-- begin Data section --
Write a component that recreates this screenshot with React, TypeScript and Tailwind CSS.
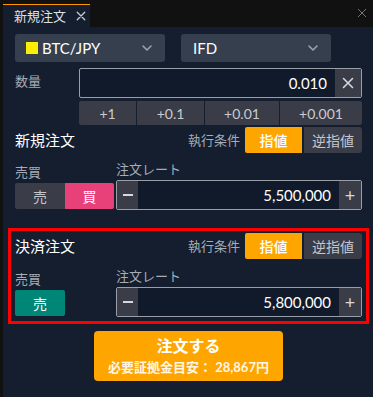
import React from "react";

const font = { fontFamily: 'Lato, "Noto Sans CJK JP", sans-serif' };

function Chevron() {
  return (
    <svg width="14" height="14" viewBox="0 0 14 14" fill="none">
      <path d="M3 5l4 4 4-4" stroke="#9aa3b2" strokeWidth="1.6" strokeLinecap="round" strokeLinejoin="round" />
    </svg>
  );
}

function XIcon({ size = 12, color = "#cfd3da", w = 1.5 }: { size?: number; color?: string; w?: number }) {
  return (
    <svg width={size} height={size} viewBox="0 0 12 12" fill="none">
      <path d="M1.5 1.5l9 9M10.5 1.5l-9 9" stroke={color} strokeWidth={w} strokeLinecap="round" />
    </svg>
  );
}

function CondHeader({ title }: { title: string }) {
  return (
    <div className="flex items-center h-[26px]">
      <div className="flex-1 text-[15px] text-white leading-none">{title}</div>
      <div className="text-[13px] text-[#a6abb4] mr-[5px] leading-none">執行条件</div>
      <div className="w-[57px] h-[26px] bg-[#ffa500] rounded-l-[2px] flex items-center justify-center text-white text-[14px] font-medium">指値</div>
      <div className="ml-[2px] w-[58px] h-[26px] bg-[#3a3c48] rounded-r-[3px] flex items-center justify-center text-[#c3c6cc] text-[14px]">逆指値</div>
    </div>
  );
}

function RateInput({ value }: { value: string }) {
  return (
    <div className="h-[30px] border border-[#9a9ea6] rounded-[2px] flex items-stretch bg-[#111a2a]">
      <div className="w-[21px] bg-[#3a3c48] flex items-center justify-center">
        <div className="w-[10px] h-[2px] bg-[#d6d8dc]" />
      </div>
      <div className="flex-1 flex items-center justify-end pr-[8px] text-white text-[15px]">{value}</div>
      <div className="w-[22px] bg-[#3a3c48] flex items-center justify-center text-[#d6d8dc] text-[18px] leading-none">+</div>
    </div>
  );
}

export default function App() {
  return (
    <div className="w-[373px] h-[397px] bg-[#111111] flex flex-col overflow-hidden" style={font}>
      <div className="h-[27px] flex items-end justify-between pl-[3px] shrink-0">
        <div className="w-[87px] h-[23px] border-t border-[#ff9800] bg-[#141e2f] flex items-center pl-[11px] gap-[10px]">
          <span className="text-[13px] text-[#dde0e5] leading-none">新規注文</span>
          <XIcon size={10} color="#c8ccd2" w={1.6} />
        </div>
        <div className="self-start mt-[8px] mr-[6px]">
          <XIcon size={10} color="#8a8a8a" w={1} />
        </div>
      </div>
      <div className="flex-1 ml-[3px] bg-[#141e2f] pl-[12px] pr-[11px] pt-[7px] flex flex-col">
        <div className="flex gap-[16px]">
          <div className="w-[150px] h-[28px] bg-[#363f4e] rounded-[3px] flex items-center pl-[11px] pr-[11px]">
            <div className="w-[12px] h-[12px] bg-[#ffee00] mr-[4px]" />
            <span className="flex-1 text-white text-[15px] leading-none">BTC/JPY</span>
            <Chevron />
          </div>
          <div className="w-[150px] h-[28px] bg-[#363f4e] rounded-[3px] flex items-center pl-[12px] pr-[11px]">
            <span className="flex-1 text-white text-[15px] leading-none">IFD</span>
            <Chevron />
          </div>
        </div>

        <div className="flex mt-[6px]">
          <div className="w-[64px] pt-[7px] text-[13px] text-[#a6abb4] leading-none">数量</div>
          <div className="flex-1 h-[30px] border border-[#9a9ea6] rounded-[2px] flex items-stretch bg-[#111a2a]">
            <div className="flex-1 flex items-center justify-end pr-[8px] text-white text-[15px]">0.010</div>
            <div className="w-[26px] bg-[#3a3c48] flex items-center justify-center">
              <XIcon size={12} color="#d6d8dc" w={1.6} />
            </div>
          </div>
        </div>
        <div className="flex ml-[64px] mt-[3px] h-[24px] gap-[1px]">
          <div className="w-[57px] bg-[#3a3c48] rounded-l-[2px] flex items-center justify-center text-[14px] text-[#c8cbd1]">+1</div>
          <div className="w-[67px] bg-[#3a3c48] flex items-center justify-center text-[14px] text-[#c8cbd1]">+0.1</div>
          <div className="w-[74px] bg-[#3a3c48] flex items-center justify-center text-[14px] text-[#c8cbd1]">+0.01</div>
          <div className="flex-1 bg-[#3a3c48] rounded-r-[2px] flex items-center justify-center text-[14px] text-[#c8cbd1]">+0.001</div>
        </div>

        <div className="mt-[2px]">
          <CondHeader title="新規注文" />
        </div>
        <div className="flex mt-[10px]">
          <div className="w-[101px] flex flex-col">
            <div className="text-[13px] text-[#a6abb4] leading-none mt-[3px]">売買</div>
            <div className="flex mt-[4px] h-[26px]">
              <div className="w-[50px] bg-[#3a3c48] rounded-l-[2px] flex items-center justify-center text-[14px] text-[#c3c6cc]">売</div>
              <div className="w-[49px] bg-[#e8417a] rounded-r-[2px] flex items-center justify-center text-[14px] text-white">買</div>
            </div>
          </div>
          <div className="flex-1 flex flex-col">
            <div className="text-[13px] text-[#a6abb4] leading-none">注文レート</div>
            <div className="mt-[4px]">
              <RateInput value="5,500,000" />
            </div>
          </div>
        </div>

        <div className="mt-[18px] -mx-[7px] border-[3px] border-[#ff0000] px-[4px] pt-[2px] pb-[4px]">
          <CondHeader title="決済注文" />
          <div className="flex mt-[11px]">
            <div className="w-[101px] flex flex-col">
              <div className="text-[13px] text-[#a6abb4] leading-none mt-[3px]">売買</div>
              <div className="flex mt-[4px] h-[26px]">
                <div className="w-[50px] bg-[#008676] rounded-[2px] flex items-center justify-center text-[14px] text-white">売</div>
              </div>
            </div>
            <div className="flex-1 flex flex-col">
              <div className="text-[13px] text-[#a6abb4] leading-none">注文レート</div>
              <div className="mt-[4px]">
                <RateInput value="5,800,000" />
              </div>
            </div>
          </div>
        </div>

        <div className="flex justify-center mt-[7px]">
          <div className="w-[189px] h-[50px] bg-[#ffa500] rounded-[4px] flex flex-col items-center justify-center">
            <div className="text-white text-[16px] font-bold leading-none">注文する</div>
            <div className="text-[#fff6e6] text-[13px] font-bold leading-none mt-[7px]">必要証拠金目安： 28,867円</div>
          </div>
        </div>
      </div>
    </div>
  );
}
-- end Data section --
__Your goal__: Write the lines above out again exactly, without any of their pictures.

__Result of this task__:
Write a component that recreates this screenshot with React, TypeScript and Tailwind CSS.
import React from "react";

const font = { fontFamily: 'Lato, "Noto Sans CJK JP", sans-serif' };

function Chevron() {
  return (
    <svg width="14" height="14" viewBox="0 0 14 14" fill="none">
      <path d="M3 5l4 4 4-4" stroke="#9aa3b2" strokeWidth="1.6" strokeLinecap="round" strokeLinejoin="round" />
    </svg>
  );
}

function XIcon({ size = 12, color = "#cfd3da", w = 1.5 }: { size?: number; color?: string; w?: number }) {
  return (
    <svg width={size} height={size} viewBox="0 0 12 12" fill="none">
      <path d="M1.5 1.5l9 9M10.5 1.5l-9 9" stroke={color} strokeWidth={w} strokeLinecap="round" />
    </svg>
  );
}

function CondHeader({ title }: { title: string }) {
  return (
    <div className="flex items-center h-[26px]">
      <div className="flex-1 text-[15px] text-white leading-none">{title}</div>
      <div className="text-[13px] text-[#a6abb4] mr-[5px] leading-none">執行条件</div>
      <div className="w-[57px] h-[26px] bg-[#ffa500] rounded-l-[2px] flex items-center justify-center text-white text-[14px] font-medium">指値</div>
      <div className="ml-[2px] w-[58px] h-[26px] bg-[#3a3c48] rounded-r-[3px] flex items-center justify-center text-[#c3c6cc] text-[14px]">逆指値</div>
    </div>
  );
}

function RateInput({ value }: { value: string }) {
  return (
    <div className="h-[30px] border border-[#9a9ea6] rounded-[2px] flex items-stretch bg-[#111a2a]">
      <div className="w-[21px] bg-[#3a3c48] flex items-center justify-center">
        <div className="w-[10px] h-[2px] bg-[#d6d8dc]" />
      </div>
      <div className="flex-1 flex items-center justify-end pr-[8px] text-white text-[15px]">{value}</div>
      <div className="w-[22px] bg-[#3a3c48] flex items-center justify-center text-[#d6d8dc] text-[18px] leading-none">+</div>
    </div>
  );
}

export default function App() {
  return (
    <div className="w-[373px] h-[397px] bg-[#111111] flex flex-col overflow-hidden" style={font}>
      <div className="h-[27px] flex items-end justify-between pl-[3px] shrink-0">
        <div className="w-[87px] h-[23px] border-t border-[#ff9800] bg-[#141e2f] flex items-center pl-[11px] gap-[10px]">
          <span className="text-[13px] text-[#dde0e5] leading-none">新規注文</span>
          <XIcon size={10} color="#c8ccd2" w={1.6} />
        </div>
        <div className="self-start mt-[8px] mr-[6px]">
          <XIcon size={10} color="#8a8a8a" w={1} />
        </div>
      </div>
      <div className="flex-1 ml-[3px] bg-[#141e2f] pl-[12px] pr-[11px] pt-[7px] flex flex-col">
        <div className="flex gap-[16px]">
          <div className="w-[150px] h-[28px] bg-[#363f4e] rounded-[3px] flex items-center pl-[11px] pr-[11px]">
            <div className="w-[12px] h-[12px] bg-[#ffee00] mr-[4px]" />
            <span className="flex-1 text-white text-[15px] leading-none">BTC/JPY</span>
            <Chevron />
          </div>
          <div className="w-[150px] h-[28px] bg-[#363f4e] rounded-[3px] flex items-center pl-[12px] pr-[11px]">
            <span className="flex-1 text-white text-[15px] leading-none">IFD</span>
            <Chevron />
          </div>
        </div>

        <div className="flex mt-[6px]">
          <div className="w-[64px] pt-[7px] text-[13px] text-[#a6abb4] leading-none">数量</div>
          <div className="flex-1 h-[30px] border border-[#9a9ea6] rounded-[2px] flex items-stretch bg-[#111a2a]">
            <div className="flex-1 flex items-center justify-end pr-[8px] text-white text-[15px]">0.010</div>
            <div className="w-[26px] bg-[#3a3c48] flex items-center justify-center">
              <XIcon size={12} color="#d6d8dc" w={1.6} />
            </div>
          </div>
        </div>
        <div className="flex ml-[64px] mt-[3px] h-[24px] gap-[1px]">
          <div className="w-[57px] bg-[#3a3c48] rounded-l-[2px] flex items-center justify-center text-[14px] text-[#c8cbd1]">+1</div>
          <div className="w-[67px] bg-[#3a3c48] flex items-center justify-center text-[14px] text-[#c8cbd1]">+0.1</div>
          <div className="w-[74px] bg-[#3a3c48] flex items-center justify-center text-[14px] text-[#c8cbd1]">+0.01</div>
          <div className="flex-1 bg-[#3a3c48] rounded-r-[2px] flex items-center justify-center text-[14px] text-[#c8cbd1]">+0.001</div>
        </div>

        <div className="mt-[2px]">
          <CondHeader title="新規注文" />
        </div>
        <div className="flex mt-[10px]">
          <div className="w-[101px] flex flex-col">
            <div className="text-[13px] text-[#a6abb4] leading-none mt-[3px]">売買</div>
            <div className="flex mt-[4px] h-[26px]">
              <div className="w-[50px] bg-[#3a3c48] rounded-l-[2px] flex items-center justify-center text-[14px] text-[#c3c6cc]">売</div>
              <div className="w-[49px] bg-[#e8417a] rounded-r-[2px] flex items-center justify-center text-[14px] text-white">買</div>
            </div>
          </div>
          <div className="flex-1 flex flex-col">
            <div className="text-[13px] text-[#a6abb4] leading-none">注文レート</div>
            <div className="mt-[4px]">
              <RateInput value="5,500,000" />
            </div>
          </div>
        </div>

        <div className="mt-[18px] -mx-[7px] border-[3px] border-[#ff0000] px-[4px] pt-[2px] pb-[4px]">
          <CondHeader title="決済注文" />
          <div className="flex mt-[11px]">
            <div className="w-[101px] flex flex-col">
              <div className="text-[13px] text-[#a6abb4] leading-none mt-[3px]">売買</div>
              <div className="flex mt-[4px] h-[26px]">
                <div className="w-[50px] bg-[#008676] rounded-[2px] flex items-center justify-center text-[14px] text-white">売</div>
              </div>
            </div>
            <div className="flex-1 flex flex-col">
              <div className="text-[13px] text-[#a6abb4] leading-none">注文レート</div>
              <div className="mt-[4px]">
                <RateInput value="5,800,000" />
              </div>
            </div>
          </div>
        </div>

        <div className="flex justify-center mt-[7px]">
          <div className="w-[189px] h-[50px] bg-[#ffa500] rounded-[4px] flex flex-col items-center justify-center">
            <div className="text-white text-[16px] font-bold leading-none">注文する</div>
            <div className="text-[#fff6e6] text-[13px] font-bold leading-none mt-[7px]">必要証拠金目安： 28,867円</div>
          </div>
        </div>
      </div>
    </div>
  );
}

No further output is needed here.